Но история наказывает за стратегическое легкомыслие – рано или поздно. Первая мировая война началась из-за того, что политические лидеры утратили контроль над собственной тактикой. Почти месяц после убийства в июне 1914 года австрийского кронпринца сербским националистом дипломатия реализовывалась по «неторопливой» модели, доказавшей свою полезность в кризисах последних десятилетий. Четыре недели понадобилось Австрии, чтобы подготовить ультиматум. Начались консультации; поскольку был разгар лета, многие государственные деятели находились в отпусках. Едва в июле 1914 года австрийский ультиматум был предъявлен, потребовалось принимать оперативные решения, и менее чем через две недели Европа ввязалась в войну, от которой впоследствии так и не оправилась.

Все решения принимались в ситуации, когда различия между великими державами были в обратной пропорции к манере действий этих стран.
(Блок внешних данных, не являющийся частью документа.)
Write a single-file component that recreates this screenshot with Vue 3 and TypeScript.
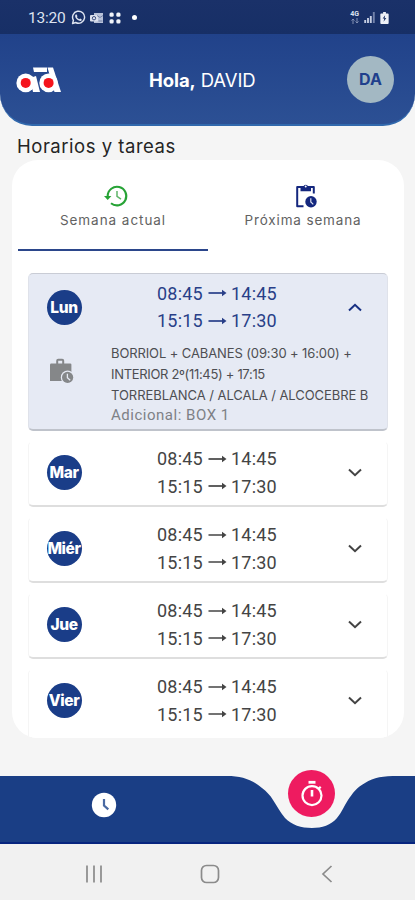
<script setup lang="ts">
import { ref } from 'vue'

interface Day {
  name: string
  shifts: [string, string][]
  tasks: string[]
  extra?: string
}

const shifts: [string, string][] = [
  ['08:45', '14:45'],
  ['15:15', '17:30'],
]

const days: Day[] = [
  {
    name: 'Lun',
    shifts,
    tasks: ['BORRIOL + CABANES (09:30 + 16:00) +', 'INTERIOR 2º(11:45) + 17:15', 'TORREBLANCA / ALCALA / ALCOCEBRE B'],
    extra: 'Adicional: BOX 1',
  },
  { name: 'Mar', shifts, tasks: [] },
  { name: 'Miér', shifts, tasks: [] },
  { name: 'Jue', shifts, tasks: [] },
  { name: 'Vier', shifts, tasks: [] },
]

const open = ref<number>(0)
const week = ref<number>(0)
const toggle = (i: number) => {
  open.value = open.value === i ? -1 : i
}
</script>

<template>
  <div class="screen">
    <div class="status">
      <span class="clock">13:20</span>
      <svg class="whatsapp" width="15" height="15" viewBox="0 0 24 24">
        <path d="M2.5 21.5l1.4-5A9.6 9.6 0 1 1 7.6 20z" fill="none" stroke="currentColor" stroke-width="2.3" stroke-linejoin="round" />
        <path d="M8.6 6.8l1.8 3-1 1.4c.9 1.8 2 2.8 3.8 3.6l1.4-1.3 2.7 1.5c-.3 2-2 2.8-3.9 2.3-3.6-1-6.3-4-6.8-7.2-.2-1.6.7-3 2-3.300z" fill="currentColor" />
      </svg>
      <svg class="mail" width="14" height="12" viewBox="0 0 14 12">
        <path d="M4 1h9v10H4z" fill="#b8c2da" />
        <rect x="0" y="3" width="8" height="6.500" rx="1" fill="#dce1ee" />
        <circle cx="4" cy="6.200" r="1.700" fill="none" stroke="#3c4e80" />
        <path d="M7 3.500l3 2 3-2M8.500 9h4" fill="none" stroke="#7482a8" />
      </svg>
      <svg class="dots" width="12" height="12" viewBox="0 0 12 12" fill="currentColor">
        <rect x="0.500" y="0.500" width="4.200" height="4.200" rx="1.500" /><rect x="7.300" y="0.500" width="4.200" height="4.200" rx="1.500" />
        <rect x="0.500" y="7.300" width="4.200" height="4.200" rx="1.500" /><rect x="7.300" y="7.300" width="4.200" height="4.200" rx="1.500" />
      </svg>
      <i class="dot"></i>
      <div class="signals">
        <span class="net"><b>4G</b><svg width="8" height="6" viewBox="0 0 8 6"><path d="M2 6V1M.5 2.500L2 1l1.500 1.500M6 0v5M4.500 3.500L6 5l1.500-1.500" fill="none" stroke="#8290b4" /></svg></span>
        <svg width="11" height="11" viewBox="0 0 11 11"><path d="M1.200 8v3M4 6v5M6.800 4v7" stroke="#c6cee2" stroke-width="1.900" /><path d="M9.800 0v11" stroke="#7282aa" stroke-width="1.900" /></svg>
        <svg class="battery" width="9" height="12" viewBox="0 0 9 13"><path d="M3 0h3v1.500h2q1 0 1 1V12q0 1-1 1H1q-1 0-1-1V2.500q0-1 1-1h2z" fill="#eef1f8" /><path d="M5.200 3.500L2.500 7h1.800l-.8 3.500L6.500 6.500H4.700z" fill="#1a2f62" /></svg>
      </div>
    </div>

    <header class="header">
      <svg class="logo" width="46" height="28" viewBox="0 0 46 28">
        <path d="M17 1.500h14v4.500h-13z" fill="#fff" />
        <path d="M31.500 1.500h5.500l8 24.500h-6.500z" fill="#fff" />
        <path d="M14 12l6-2 4 16h-7z" fill="#fff" />
        <circle cx="9.700" cy="16.900" r="9.300" fill="#fff" />
        <circle cx="32.600" cy="16.900" r="9.300" fill="#fff" />
        <circle cx="9.700" cy="16.900" r="5" fill="#f5141c" />
        <circle cx="32.600" cy="16.900" r="5" fill="#f5141c" />
      </svg>
      <div class="greeting"><b>Hola,</b> <span>DAVID</span></div>
      <div class="avatar">DA</div>
    </header>

    <main class="main">
      <h1 class="title">Horarios y tareas</h1>
      <section class="card">
        <nav class="tabs">
          <button class="tab" :class="{ active: week === 0 }" @click="week = 0">
            <svg width="26" height="24" viewBox="0 0 26 24">
              <path d="M4.700 12A9.300 9.300 0 1 1 8 19.200" fill="none" stroke="#27a336" stroke-width="2.100" />
              <path d="M1 12h7.400l-3.700 4z" fill="#27a336" />
              <path d="M14 7v5.400l4 2.800" fill="none" stroke="#5fb569" stroke-width="1.500" />
            </svg>
            <span class="tab-now">Semana actual</span>
          </button>
          <button class="tab" :class="{ active: week === 1 }" @click="week = 1">
            <svg width="24" height="26" viewBox="0 0 24 26">
              <path d="M9.500 23.200H3.200V4h16.600v6.500" fill="none" stroke="#14277e" stroke-width="2" stroke-linejoin="round" />
              <path d="M6.500 3.500h2.800a2.600 2.600 0 0 1 4.900 0h2.800v4.700H6.500z" fill="#14277e" />
              <circle cx="11.700" cy="3.400" r="1" fill="#fff" />
              <circle cx="17" cy="18.700" r="5.700" fill="#14277e" />
              <path d="M16.800 15.200v3.800l2.500 2.400" fill="none" stroke="#dfe4f2" stroke-width="1.200" />
            </svg>
            <span class="tab-next">Próxima semana</span>
          </button>
        </nav>

        <div class="list">
          <article v-for="(d, i) in days" :key="d.name" class="day" :class="{ open: open === i }">
            <div class="row" @click="toggle(i)">
              <div class="badge"><span>{{ d.name }}</span></div>
              <div class="shifts">
                <div v-for="s in d.shifts" :key="s[0]" class="shift">
                  <span>{{ s[0] }}</span>
                  <svg width="19" height="10" viewBox="0 0 19 10"><path d="M.5 5H16" stroke="currentColor" stroke-width="1.700" /><path d="M14 1.800L18.500 5 14 8.200z" fill="currentColor" /></svg>
                  <span>{{ s[1] }}</span>
                </div>
              </div>
              <svg class="chevron" width="14" height="9" viewBox="0 0 14 9"><path d="M1 1.500L7 7.200l6-5.700" fill="none" stroke="currentColor" stroke-width="2" /></svg>
            </div>
            <div v-if="open === i" class="detail">
              <svg class="case" width="25" height="26" viewBox="0 0 25 26">
                <path d="M8.200 6V2.800q0-1 1-1h4q1 0 1 1V6" fill="none" stroke="#858789" stroke-width="2" />
                <path d="M2.200 5.500h19q1.200 0 1.200 1.200v16.300H1V6.700q0-1.200 1.200-1.200z" fill="#858789" />
                <circle cx="18.600" cy="19.400" r="6.800" fill="#e6eaf4" />
                <circle cx="18.600" cy="19.400" r="5.600" fill="#858789" />
                <path d="M18.400 15.700v4l2.800 2.500" fill="none" stroke="#e6eaf4" stroke-width="1.300" />
              </svg>
              <div class="tasks">
                <div v-for="(t, k) in d.tasks" :key="k" class="task" :class="'line' + k">{{ t }}</div>
                <div class="extra">{{ d.extra }}</div>
              </div>
            </div>
          </article>
        </div>
      </section>
    </main>

    <footer class="bar">
      <svg class="wave" width="415" height="74" viewBox="0 0 415 74">
        <path d="M0 6H227C242 6 253 10 262 18C267 22 270 25 273 30C277 36 280 42 285 48C292 55 301 58 312 58C322 58 331 55 337 48C342 42 344 36 348 30C352 24 357 17 365 13C374 7 383 6 398 6H415V74H0z" fill="#1a3e85" />
        <path d="M0 73H415" stroke="#07257f" stroke-width="2" />
      </svg>
      <svg class="time" width="26" height="26" viewBox="0 0 26 26">
        <circle cx="13" cy="13" r="12.200" fill="#fff" />
        <path d="M13 7v6.500l4.300 3.900" fill="none" stroke="#4969a2" stroke-width="2.200" />
      </svg>
      <button class="fab">
        <svg width="24" height="27" viewBox="0 0 24 27" fill="none" stroke="#fff" stroke-width="2.200">
          <circle cx="12" cy="15.600" r="9.500" /><path d="M8.500 2.300h7" stroke-width="2.800" /><path d="M12 10v6.500" stroke-width="2.600" /><path d="M18.500 9l2.200-2.200" />
        </svg>
      </button>
    </footer>
    <div class="system">
      <svg width="18" height="18" viewBox="0 0 18 18"><path d="M2 .5v17M9 .5v17M16 .5v17" stroke="#8b8b8b" stroke-width="1.700" /></svg>
      <svg width="20" height="20" viewBox="0 0 20 20"><rect x="1.500" y="1.500" width="17" height="17" rx="5" fill="none" stroke="#8b8b8b" stroke-width="1.700" /></svg>
      <svg width="12" height="18" viewBox="0 0 12 18"><path d="M10.500 1L2 9l8.500 8" fill="none" stroke="#8b8b8b" stroke-width="1.700" /></svg>
    </div>
  </div>
</template>

<style>
body { margin: 0; }
</style>

<style scoped>
* { box-sizing: border-box; }
svg { display: block; flex: none; }
button { border: 0; padding: 0; background: none; font: inherit; color: inherit; }
.screen { width: 415px; height: 900px; overflow: hidden; display: flex; flex-direction: column; background: #f5f5f5; font-family: Inter, "Noto Sans", sans-serif; }
.status { height: 34px; flex: none; display: flex; align-items: center; padding: 1px 26px 0 28px; background: linear-gradient(#1a3169, #172f66); color: #dde3f0; }
.clock { width: 38px; font: 15.500px Roboto, sans-serif; letter-spacing: -0.200px; white-space: nowrap; }
.whatsapp { margin-left: 5px; }
.mail { margin-left: 4px; }
.dots { margin-left: 5px; color: #f0f3fa; }
.dot { width: 5px; height: 5px; margin-left: 11px; border-radius: 50%; background: #fff; }
.signals { margin-left: auto; display: flex; align-items: center; gap: 5px; }
.net { display: flex; flex-direction: column; align-items: center; }
.net b { font: bold 7px/7px Roboto, sans-serif; }
.header { height: 92px; flex: none; display: flex; align-items: center; padding: 1px 22px 0 16px; border-radius: 0 0 32px 32px; background: linear-gradient(#21428a, #2c5094); border-bottom: 2px solid #3169ad; color: #fff; }
.logo { margin-top: 0; }
.greeting { width: 110px; margin-left: 87px; font-size: 18.500px; letter-spacing: -0.100px; white-space: nowrap; }
.greeting b { font-weight: 700; }
.greeting span { font-weight: 400; }
.avatar { width: 47px; height: 47px; margin: -1px -1px 0 auto; border-radius: 50%; background: #a3b8c3; color: #203f8c; font-size: 16px; font-weight: 700; display: flex; align-items: center; justify-content: center; }
.main { height: 644px; flex: none; padding: 8px 11px 0 12px; }
.title { margin: 0 0 0 5px; height: 26px; font-size: 18.500px; line-height: 24px; font-weight: 400; color: #242424; letter-spacing: 0.520px; white-space: nowrap; }
.card { height: 578px; overflow: hidden; border-radius: 26px; background: #fff; }
.tabs { height: 91px; display: flex; padding: 0 5px 0 6px; }
.tab { width: 190px; display: flex; flex-direction: column; align-items: center; padding-top: 23px; border-bottom: 2.500px solid transparent; font-size: 13.500px; line-height: 18px; letter-spacing: 0.950px; color: #626262; white-space: nowrap; }
.tab svg { height: 26px; margin-left: 6px; }
.tab span { margin-top: 2px; }
.tab.active { border-bottom-color: #2b468b; }
.tab-next { letter-spacing: 0.850px; }
.list { display: flex; flex-direction: column; gap: 10px; padding: 22px 16px 0; }
.day { flex: none; height: 66px; border-radius: 5px; background: #fff; border: 1px solid #f5f5f5; border-top-color: #fff; border-bottom: 2px solid #dedede; color: #444; }
.day.open { height: 158px; background: #e6eaf4; border-color: #dfe2ea; border-top-color: #c9ccd5; border-bottom-color: #bfc3cb; color: #293f88; }
.day:last-child { height: 74px; }
.row { height: 60px; display: flex; align-items: center; padding: 1px 25px 0 17.500px; }
.open .row { height: 66px; padding-top: 0; }
.badge { width: 35px; height: 35px; flex: none; border-radius: 50%; background: #1a3d88; color: #fff; display: flex; align-items: center; justify-content: center; font-size: 15.500px; font-weight: 800; letter-spacing: -0.400px; }
.badge span { flex: none; }
.shifts { margin-left: 75.500px; }
.shift { height: 27.500px; width: 122px; display: flex; align-items: center; gap: 4px; font: 18px Roboto, sans-serif; letter-spacing: 0.200px; }
.shift span { width: 47px; }
.chevron { margin-left: auto; }
.open .chevron { transform: rotate(180deg); color: #173083; }
.detail { display: flex; padding: 3px 0 0 20px; }
.case { margin-top: 15px; }
.tasks { margin-left: 37px; white-space: nowrap; }
.task { height: 21px; line-height: 21px; font-size: 13px; color: #4d4e52; }
.line0 { letter-spacing: -0.110px; }
.line1 { letter-spacing: -0.320px; }
.line2 { letter-spacing: -0.060px; }
.extra { font: 15px/18px Roboto, sans-serif; color: #7e8186; letter-spacing: 0.520px; }
.bar { height: 74px; flex: none; position: relative; }
.time { position: absolute; left: 91px; top: 22px; }
.fab { position: absolute; left: 288px; top: 0; width: 47px; height: 47px; border-radius: 50%; background: #ee1b60; display: flex; align-items: center; justify-content: center; }
.system { height: 56px; flex: none; display: flex; align-items: center; padding: 3px 0 0 85px; background: #f1f1f1; }
.system svg + svg { margin-left: 97px; }
.system svg:last-child { margin-left: 101px; }
</style>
Сложилась новая концепция легитимности – комбинация национального государства и империи, – и ни одна из великих держав не видела в институтах противников главной угрозы своему существованию. Существующий баланс сил выглядел жестким, но не агрессивным. Отношения между коронованными особами были сердечными, можно сказать, по-настоящему семейными. За исключением стремления Франции вернуть Эльзас и Лотарингию, ни одна великая держава не притязала на территории соседей. Легитимность и власть пребывали в действительном равновесии. Но на Балканах, среди осколков владений Османской империи, имелись страны, Сербия в первую очередь, угрожавшие Австрии своими требованиями о национальном самоопределении. Поддержи любая великая держава эти требования, всеобщая война в Европе представлялась крайне вероятной: ведь Австрия состояла в союзе с Германией, а Россия – с Францией. Война, о возможности и последствиях которой не задумывались, обрушилась на западную цивилизацию вследствие локального, по сути, события – убийства австрийского эрцгерцога сербским националистом – и нанесла Европе удар, напрочь уничтоживший память о столетии мира и порядка.